The main program slurps up the words, randomizes them, and lays them out in a series of canned templates using Jinja2. I set them in a public domain “Voynich” font. The manuscript uses drop-caps, so I did the same, but I couldn’t yet use the CSS3 initial-letter property, so I ended up writing some CSS that deserves a place on Dave Cramer’s hall of drop-caps shame.


The original manuscript is heavily illustrated with fantastic sketches of fictional plants, nonexistent cosmological bodies, and a healthy number of naked ladies. The illustrations are grouped thematically. I selected keywords like “botany” and “alchemy” that, insofar as the original makes any sense, correspond to those themes.

I used the Flickr API to access the Internet Archive’s 14 million image collection. Each image is tagged with its original century, which meant that I could select “period” illustrations with any given keyword search. Trial and error landed on the 18th century being the “best” from a purely aesthetic point of view.

Example of flowed text in original Voynich manuscript

As with Voynich, each page has only one image on it; the dimensions and size influence which template is chosen. In the hand-written original, the text flows tightly around the illustrations. It’s possible to do this kind of layout in CSS, using the controversial CSS Regions specification, but that wasn’t available in my chosen output pipeline, so I went with standard floats.


I was determined to produce a printable PDF because I don’t get to play with print layout in my day job. While I’ve worked with XML-FO and LaTeX in my life, no one was paying me to suffer, so I used HTML5/CSS3 for layout. There are really no viable open-source implementations of CSS3 paged-media, so I had a choice between Antenna House and Prince XML. Antenna House is unarguably more powerful (it’s what our friends at O’Reilly use to produce their print books), but it has no free license of any kind, so I chose Prince. Nellie McKessan’s article on A List Apart is still the most accessible reference for producing print-ready HTML files — thanks Nellie!

The pages looked best with big lettering, so the final book ends up being 400 pages (a “normal” novel of 50,000 words would be half that). I also wanted really high resolution images for print output. As a result, the generated PDFs are more than a gigabyte. We all suffer for our art. The last step — getting it printed — is still TODO, but I have 22 more days to figure out trim size, PDF/X versus PDF/A, and paper stock.

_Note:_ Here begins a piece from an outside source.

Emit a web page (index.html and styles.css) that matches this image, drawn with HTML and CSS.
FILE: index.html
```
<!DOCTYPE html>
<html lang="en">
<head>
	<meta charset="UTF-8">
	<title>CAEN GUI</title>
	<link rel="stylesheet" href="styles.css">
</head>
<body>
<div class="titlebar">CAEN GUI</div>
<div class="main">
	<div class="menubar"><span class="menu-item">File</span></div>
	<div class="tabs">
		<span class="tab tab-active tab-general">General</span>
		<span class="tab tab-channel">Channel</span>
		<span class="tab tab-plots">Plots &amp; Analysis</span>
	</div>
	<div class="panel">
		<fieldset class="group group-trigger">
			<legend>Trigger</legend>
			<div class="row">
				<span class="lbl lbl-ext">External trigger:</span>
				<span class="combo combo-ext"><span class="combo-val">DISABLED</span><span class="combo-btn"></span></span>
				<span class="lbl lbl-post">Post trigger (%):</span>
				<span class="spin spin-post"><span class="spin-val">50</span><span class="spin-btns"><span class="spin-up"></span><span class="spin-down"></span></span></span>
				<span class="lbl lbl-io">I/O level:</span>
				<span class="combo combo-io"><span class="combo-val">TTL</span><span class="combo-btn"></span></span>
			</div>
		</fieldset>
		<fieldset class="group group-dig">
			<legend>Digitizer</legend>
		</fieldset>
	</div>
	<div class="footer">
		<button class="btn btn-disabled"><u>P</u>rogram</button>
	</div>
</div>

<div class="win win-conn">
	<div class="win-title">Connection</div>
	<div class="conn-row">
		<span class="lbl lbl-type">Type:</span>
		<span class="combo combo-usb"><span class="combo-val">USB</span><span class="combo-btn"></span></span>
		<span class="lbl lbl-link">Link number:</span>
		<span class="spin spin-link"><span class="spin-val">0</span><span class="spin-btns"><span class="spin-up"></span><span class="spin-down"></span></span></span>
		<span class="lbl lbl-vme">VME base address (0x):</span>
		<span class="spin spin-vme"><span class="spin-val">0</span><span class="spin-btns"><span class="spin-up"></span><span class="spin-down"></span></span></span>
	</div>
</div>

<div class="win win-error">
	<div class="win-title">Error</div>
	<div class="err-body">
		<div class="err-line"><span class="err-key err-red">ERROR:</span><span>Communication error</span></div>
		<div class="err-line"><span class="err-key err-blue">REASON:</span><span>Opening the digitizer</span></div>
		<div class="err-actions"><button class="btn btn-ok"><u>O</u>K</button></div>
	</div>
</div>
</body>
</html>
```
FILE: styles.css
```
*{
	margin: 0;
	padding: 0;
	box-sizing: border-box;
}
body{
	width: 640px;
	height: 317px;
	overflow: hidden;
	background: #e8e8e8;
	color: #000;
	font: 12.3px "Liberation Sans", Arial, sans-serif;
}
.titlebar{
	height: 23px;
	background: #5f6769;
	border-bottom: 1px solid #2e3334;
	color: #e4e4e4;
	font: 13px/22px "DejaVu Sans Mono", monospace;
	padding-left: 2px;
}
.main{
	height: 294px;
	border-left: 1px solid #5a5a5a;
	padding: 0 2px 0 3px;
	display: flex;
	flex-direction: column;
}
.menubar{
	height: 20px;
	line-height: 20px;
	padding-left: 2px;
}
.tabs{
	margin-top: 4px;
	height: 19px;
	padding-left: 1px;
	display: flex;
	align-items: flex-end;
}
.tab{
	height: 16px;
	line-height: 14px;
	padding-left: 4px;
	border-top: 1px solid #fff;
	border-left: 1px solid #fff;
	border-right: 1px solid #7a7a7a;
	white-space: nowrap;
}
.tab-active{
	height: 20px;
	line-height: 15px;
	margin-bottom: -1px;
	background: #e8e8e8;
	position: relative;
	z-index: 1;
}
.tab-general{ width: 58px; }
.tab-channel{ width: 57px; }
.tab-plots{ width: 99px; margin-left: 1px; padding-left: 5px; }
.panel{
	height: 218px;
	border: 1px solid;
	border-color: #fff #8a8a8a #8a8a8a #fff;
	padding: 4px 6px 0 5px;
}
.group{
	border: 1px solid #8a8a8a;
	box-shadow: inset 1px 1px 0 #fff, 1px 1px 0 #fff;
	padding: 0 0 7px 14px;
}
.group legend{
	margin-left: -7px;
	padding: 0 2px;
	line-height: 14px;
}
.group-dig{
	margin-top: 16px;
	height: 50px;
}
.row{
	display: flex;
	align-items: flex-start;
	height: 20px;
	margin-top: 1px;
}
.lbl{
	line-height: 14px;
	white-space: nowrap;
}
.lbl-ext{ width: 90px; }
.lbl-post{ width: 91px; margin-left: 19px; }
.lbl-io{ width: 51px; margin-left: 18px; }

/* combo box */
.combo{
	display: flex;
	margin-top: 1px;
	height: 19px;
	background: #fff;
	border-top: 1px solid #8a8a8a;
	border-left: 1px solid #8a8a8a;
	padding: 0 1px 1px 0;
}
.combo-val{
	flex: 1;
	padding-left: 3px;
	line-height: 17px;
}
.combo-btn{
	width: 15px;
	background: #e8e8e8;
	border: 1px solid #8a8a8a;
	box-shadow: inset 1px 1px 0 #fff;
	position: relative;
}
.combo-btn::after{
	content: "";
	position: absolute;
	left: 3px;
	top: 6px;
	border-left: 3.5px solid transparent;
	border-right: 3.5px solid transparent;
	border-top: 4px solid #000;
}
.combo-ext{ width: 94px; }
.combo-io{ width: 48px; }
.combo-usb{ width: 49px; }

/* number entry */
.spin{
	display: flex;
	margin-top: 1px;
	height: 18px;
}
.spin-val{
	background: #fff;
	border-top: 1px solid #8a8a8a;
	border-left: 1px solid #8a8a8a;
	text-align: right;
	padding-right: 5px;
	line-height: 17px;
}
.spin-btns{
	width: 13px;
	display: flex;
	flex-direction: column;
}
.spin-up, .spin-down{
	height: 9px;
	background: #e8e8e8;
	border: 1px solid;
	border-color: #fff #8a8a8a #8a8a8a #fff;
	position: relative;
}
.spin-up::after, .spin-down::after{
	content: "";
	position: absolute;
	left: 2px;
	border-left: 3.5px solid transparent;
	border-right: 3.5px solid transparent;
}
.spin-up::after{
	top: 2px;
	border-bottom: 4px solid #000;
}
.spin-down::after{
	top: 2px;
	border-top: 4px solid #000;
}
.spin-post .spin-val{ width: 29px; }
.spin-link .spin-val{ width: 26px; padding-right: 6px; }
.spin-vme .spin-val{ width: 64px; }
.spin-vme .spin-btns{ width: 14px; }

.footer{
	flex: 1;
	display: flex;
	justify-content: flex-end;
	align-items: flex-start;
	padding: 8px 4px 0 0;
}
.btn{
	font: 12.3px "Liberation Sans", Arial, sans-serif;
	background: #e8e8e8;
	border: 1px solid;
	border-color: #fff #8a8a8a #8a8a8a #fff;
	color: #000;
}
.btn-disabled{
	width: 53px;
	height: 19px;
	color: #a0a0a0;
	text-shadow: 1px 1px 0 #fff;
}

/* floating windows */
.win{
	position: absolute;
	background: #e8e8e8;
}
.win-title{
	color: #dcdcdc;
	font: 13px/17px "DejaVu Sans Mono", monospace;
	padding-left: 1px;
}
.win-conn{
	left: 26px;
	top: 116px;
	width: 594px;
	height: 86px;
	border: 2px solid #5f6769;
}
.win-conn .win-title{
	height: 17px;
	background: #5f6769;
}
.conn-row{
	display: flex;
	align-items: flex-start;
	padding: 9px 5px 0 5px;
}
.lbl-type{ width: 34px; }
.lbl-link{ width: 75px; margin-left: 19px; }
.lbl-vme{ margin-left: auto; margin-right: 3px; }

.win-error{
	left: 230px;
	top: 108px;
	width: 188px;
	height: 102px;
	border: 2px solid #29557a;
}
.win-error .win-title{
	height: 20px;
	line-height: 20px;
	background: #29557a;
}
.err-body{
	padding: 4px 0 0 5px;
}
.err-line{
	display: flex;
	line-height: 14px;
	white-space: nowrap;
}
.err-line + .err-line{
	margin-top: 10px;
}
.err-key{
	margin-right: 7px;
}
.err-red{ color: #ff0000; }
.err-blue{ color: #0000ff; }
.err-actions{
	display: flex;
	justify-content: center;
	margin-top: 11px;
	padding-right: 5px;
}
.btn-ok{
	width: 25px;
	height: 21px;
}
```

Each subsection generates a full-bleed cover with a random Voynich word overlaid as the title. These end up being some of my favorite pages.

Cover Cover Cover Cover


Paged media CSS lets me do alternating margin size spreads. I picked a typical “art book” page ratio.

Spread sample Spread sample

Sample pages

Sample page Sample page Sample page Sample page Spiral Sample page Sample page Sample page Sample page

Source code

The Python code driving all the above is available on my Github repo. There’s still plenty of time to join in; lots of great ideas at the main site.




Tags: concrete poetry, ebooks, nanogenmo, pdf, procedural writing, public domain, wtf,

2 Responses to “NaNoGenMo 2014: A procedurally generated mysterious codex”

  1. Brett Kromkamp


    I really enjoyed reading about this project. I’m working on something similar in the sense that I am generating PDF-content from HTML (content for educational purposes) and you pointing me in the direction of Prince XML has proven to be a godsend. Thanks for that. Also, thumbs up for your creativity that you exhibit in this project. Good work!